Milgram concibió el experimento para conocer la manera en que una persona podía reaccionar frente a la autoridad y, especialmente, hasta dónde podía llegar su obediencia. ¿Sería capaz de lastimar a otro ser humano sólo porque alguien con autoridad se lo pedía?
La pregunta tuvo una respuesta contundente: varios voluntarios no sólo aceptaron liberar una descarga eléctrica sobre la persona en la otra habitación sino que, además, continuaron haciéndolo aun cuando el dolor inflingido era claramente desmedido. Incluso cuando la persona se retorcía por los efectos de la electricidad, el voluntario seguía aplicando la descarga por órdenes del “científico”. En este punto resulta importante aclarar que la persona receptora de la descarga eléctrica era un actor que simulaba el dolor, pero eso el voluntario no lo sabía…

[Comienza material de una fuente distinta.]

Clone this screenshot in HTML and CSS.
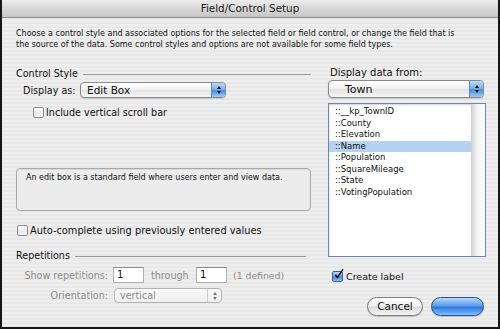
FILE: index.html
```html
<!DOCTYPE html>
<html>
<head>
    <title>Field/Control Setup</title>
    <meta charset="UTF-8">
    <link rel="stylesheet" href="styles.css">
</head>
<body>
<div class="window">
    <div class="titlebar">Field/Control Setup</div>
    <div class="sheet">
        <p class="intro">Choose a control style and associated options for the selected field or field control, or change the field that is<br>the source of the data. Some control styles and options are not available for some field types.</p>
        <div class="columns">
            <div class="col-left">
                <div class="group-title"><span>Control Style</span><i class="rule"></i></div>
                <div class="display-row">
                    <span class="label">Display as:</span>
                    <div class="popup popup--style">
                        <span>Edit Box</span>
                        <span class="stepper"><i class="up"></i><i class="down"></i></span>
                    </div>
                </div>
                <div class="check check--scroll"><span class="box"></span>Include vertical scroll bar</div>
                <div class="info">An edit box is a standard field where users enter and view data.</div>
                <div class="check check--auto"><span class="box"></span>Auto-complete using previously entered values</div>
                <div class="group-title group-title--rep"><span>Repetitions</span><i class="rule"></i></div>
                <div class="rep-row">
                    <span class="label label--rep">Show repetitions:</span>
                    <span class="field">1</span>
                    <span class="through">through</span>
                    <span class="field">1</span>
                    <span class="defined">(1 defined)</span>
                </div>
                <div class="rep-row rep-row--orient">
                    <span class="label label--rep">Orientation:</span>
                    <div class="popup popup--disabled">
                        <span>vertical</span>
                        <span class="stepper"><i class="up"></i><i class="down"></i></span>
                    </div>
                </div>
            </div>
            <div class="col-right">
                <div class="data-title">Display data from:</div>
                <div class="popup popup--town">
                    <span>Town</span>
                    <span class="stepper"><i class="up"></i><i class="down"></i></span>
                </div>
                <div class="list">
                    <ul class="items">
                        <li>::__kp_TownID</li>
                        <li>::County</li>
                        <li>::Elevation</li>
                        <li class="selected">::Name</li>
                        <li>::Population</li>
                        <li>::SquareMileage</li>
                        <li>::State</li>
                        <li>::VotingPopulation</li>
                    </ul>
                    <div class="track"></div>
                </div>
                <div class="check check--label">
                    <span class="box box--on">
                        <svg viewBox="0 0 14 14"><path d="M2 7.5 L5.2 11.5 L12.5 0.5 L11 0 L5.2 8.3 L3.4 6 Z"></path></svg>
                    </span>Create label
                </div>
                <div class="buttons">
                    <div class="btn">Cancel</div>
                    <div class="btn btn--default"></div>
                </div>
            </div>
        </div>
    </div>
</div>
</body>
</html>
```

FILE: styles.css
```css
body {
    margin: 0;
    font-family: "DejaVu Sans", sans-serif;
    font-size: 9.6px;
    color: #111;
}

.window {
    width: 500px;
    height: 329px;
    box-sizing: border-box;
    border: 2px solid #161616;
    border-top: 0;
    background: repeating-linear-gradient(to bottom, #eeeeee 0, #eeeeee 2px, #e8e8e8 2px, #e8e8e8 4px);
    display: flex;
    flex-direction: column;
    overflow: hidden;
}

.titlebar {
    height: 17px;
    line-height: 17px;
    text-align: center;
    font-size: 10.4px;
    color: #1a1a1a;
    background: linear-gradient(to bottom, #ececec, #d8d8d8 50%, #c6c6c6);
    border-bottom: 1px solid #8c8c8c;
}

.sheet {
    padding: 10px 12px 0 14px;
}

.intro {
    margin: 0;
    line-height: 11px;
    font-size: 8px;
}

.columns {
    display: flex;
    gap: 17px;
    margin-top: 17px;
}

.col-left {
    width: 295px;
    display: flex;
    flex-direction: column;
}

.col-right {
    flex: 1;
    display: flex;
    flex-direction: column;
}

.group-title {
    display: flex;
    align-items: center;
    height: 12px;
    gap: 5px;
}

.group-title .rule {
    flex: 1;
    height: 1px;
    margin-top: 3px;
    background: #9a9a9a;
}

.group-title--rep {
    margin-top: 13px;
    padding-right: 5px;
}

.display-row {
    display: flex;
    align-items: center;
    margin-top: 3px;
    padding-left: 7px;
}

.display-row .label {
    width: 57px;
}

.popup {
    display: flex;
    align-items: center;
    height: 16px;
    box-sizing: border-box;
    border: 1px solid #8a8a8a;
    border-radius: 4px;
    background: linear-gradient(to bottom, #ffffff, #f0f0f0 50%, #e2e2e2 51%, #f6f6f6);
    box-shadow: 0 1px 1px rgba(0, 0, 0, .15);
    padding-left: 6px;
}

.popup > span:first-child {
    flex: 1;
}

.popup--style {
    width: 146px;
    font-size: 10.5px;
}

.popup--town {
    margin-top: 1px;
    height: 18px;
    margin-right: 2px;
    padding-left: 16px;
    font-size: 11px;
}

.stepper {
    width: 13px;
    height: 100%;
    display: flex;
    flex-direction: column;
    align-items: center;
    justify-content: center;
    gap: 2px;
    border-radius: 0 3px 3px 0;
    background: linear-gradient(to bottom, #bcd9f7, #7fb2ec 45%, #4b8fe0 55%, #9ccaf8);
    border-left: 1px solid #5b86c0;
}

.stepper i {
    width: 0;
    height: 0;
    border-left: 2px solid transparent;
    border-right: 2px solid transparent;
}

.stepper .up {
    border-bottom: 3px solid #111;
}

.stepper .down {
    border-top: 3px solid #111;
}

.check {
    display: flex;
    align-items: center;
    height: 12px;
    gap: 2px;
}

.box {
    width: 11px;
    height: 11px;
    flex-shrink: 0;
    box-sizing: border-box;
    border: 1px solid #8c8c8c;
    border-radius: 2px;
    background: linear-gradient(to bottom, #ffffff, #e9e9e9 55%, #f8f8f8);
    position: relative;
}

.check--scroll {
    margin-top: 8px;
    padding-left: 17px;
}

.info {
    margin-top: 50px;
    height: 43px;
    box-sizing: border-box;
    border: 1px solid #a8a8a8;
    border-radius: 4px;
    padding: 4px 9px;
    font-size: 8px;
    background: #ececec;
    box-shadow: inset 0 1px 1px rgba(0, 0, 0, .08);
}

.check--auto {
    margin-top: 13px;
    padding-left: 1px;
    font-size: 9.8px;
}

.rep-row {
    display: flex;
    align-items: center;
    color: #8c8c8c;
    margin-top: 6px;
}

.rep-row--orient {
    margin-top: 5px;
}

.label--rep {
    width: 92px;
    padding-right: 5px;
    text-align: right;
}

.field {
    width: 31px;
    height: 16px;
    box-sizing: border-box;
    border: 1px solid #b0b0b0;
    border-top-color: #8c8c8c;
    background: #fff;
    color: #111;
    padding-left: 3px;
    line-height: 14px;
    font-size: 10px;
}

.through {
    width: 52px;
    padding-left: 7px;
    box-sizing: border-box;
}

.defined {
    margin-left: 6px;
    font-size: 9.3px;
}

.popup--disabled {
    width: 108px;
    height: 15px;
    margin-left: 1px;
    padding-left: 5px;
    border-color: #b4b4b4;
    background: linear-gradient(to bottom, #fafafa, #eeeeee);
    box-shadow: none;
}

.popup--disabled .stepper {
    background: transparent;
    border-left: 1px solid #cccccc;
}

.popup--disabled .stepper .up {
    border-bottom-color: #777;
}

.popup--disabled .stepper .down {
    border-top-color: #777;
}

.data-title {
    height: 12px;
    line-height: 12px;
    padding-left: 2px;
    font-size: 10px;
}

.list {
    display: flex;
    margin-top: 5px;
    height: 154px;
    box-sizing: border-box;
    border: 1px solid #6e86b0;
    background: #fff;
    box-shadow: inset 0 1px 2px rgba(0, 0, 0, .2);
}

.items {
    flex: 1;
    list-style: none;
    margin: 0;
    padding: 2px 0 0 0;
    font-size: 8.5px;
}

.items li {
    height: 11.5px;
    line-height: 11.5px;
    padding-left: 6px;
}

.items .selected {
    background: #b5d2f3;
}

.track {
    width: 13px;
    background: linear-gradient(to right, #d8d8d8, #f4f4f4 40%, #ffffff);
    border-left: 1px solid #cfcfcf;
}

.check--label {
    margin-top: 13px;
    padding-left: 4px;
    font-size: 9.5px;
    gap: 3px;
}

.box--on {
    background: linear-gradient(to bottom, #c4dcf6, #5c9ae4 50%, #3f86dc 51%, #8ec2f7);
    border-color: #3d5f93;
}

.box--on svg {
    position: absolute;
    left: 0;
    top: -3px;
    width: 12px;
    height: 12px;
    fill: #111;
}

.buttons {
    display: flex;
    justify-content: flex-end;
    gap: 8px;
    margin-top: 15px;
    margin-right: 2px;
}

.btn {
    width: 56px;
    height: 19px;
    box-sizing: border-box;
    border: 1px solid #7c7c7c;
    border-radius: 10px;
    background: linear-gradient(to bottom, #ffffff, #f0f0f0 45%, #dcdcdc 55%, #f4f4f4);
    text-align: center;
    line-height: 17px;
    font-size: 10.5px;
    box-shadow: 0 1px 1px rgba(0, 0, 0, .2);
}

.btn--default {
    width: 53px;
    border-color: #2a4f8f;
    background: linear-gradient(to bottom, #b8d8fa, #5b9ded 45%, #3178dc 55%, #7cc4ff);
}
```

El experimento de Milgram estuvo inspirado en cierta medida en el juicio de Adolf Eichmann, uno de los oficiales más prominentes del régimen nazi y a quien se procesó por crímenes de guerra en Jerusalén, también en 1961.
Durante el testimonio de Eichmann, uno de los rasgos que más llamó la atención fue que su defensa descansó en la idea de que él sólo “obedecía órdenes”, como si se asumiera como la pieza de un mecanismo absolutamente racional, sin implicaciones humanas de ningún tipo, sino sujeto únicamente a reglas específicas.
Al paso, cabe mencionar que el juicio mereció un reportaje de la filósofa Hannah Arendt, quien asistió al proceso como enviada de la revista The New Yorker; su texto se publicó después como libro con el título Eichmann en Jerusalén, de donde se desprendió el concepto de “la banalidad del mal”, por el argumento con que el oficial nazi justificó sus acciones y que de alguna manera trivializó el dolor y sufrimiento infligido a otros.
Asimismo, los filósofos Theodor Adorno y Max Horkheimer, en su Dialéctica de la ilustración, usaron el ejemplo del Holocausto para mostrar los excesos a los que puede llegar el racionalismo y la modernidad. En cierto sentido, la “eficiencia” en el asesinato de millones de personas (judías en su mayor parte, como se sabe) fue posible sólo a través de un pensamiento industrial-racional-moderno, no muy distinto al que se aplica en las fábricas y casi cualquier actividad económica.
En ese sentido, el experimento de Milgram hace eco de todas esas implicaciones, pues contribuye a poner de relieve muchos de los elementos implicados en la relación de obediencia que una persona establece con otra, elementos de orden tanto psicológico (subjetivo) como social.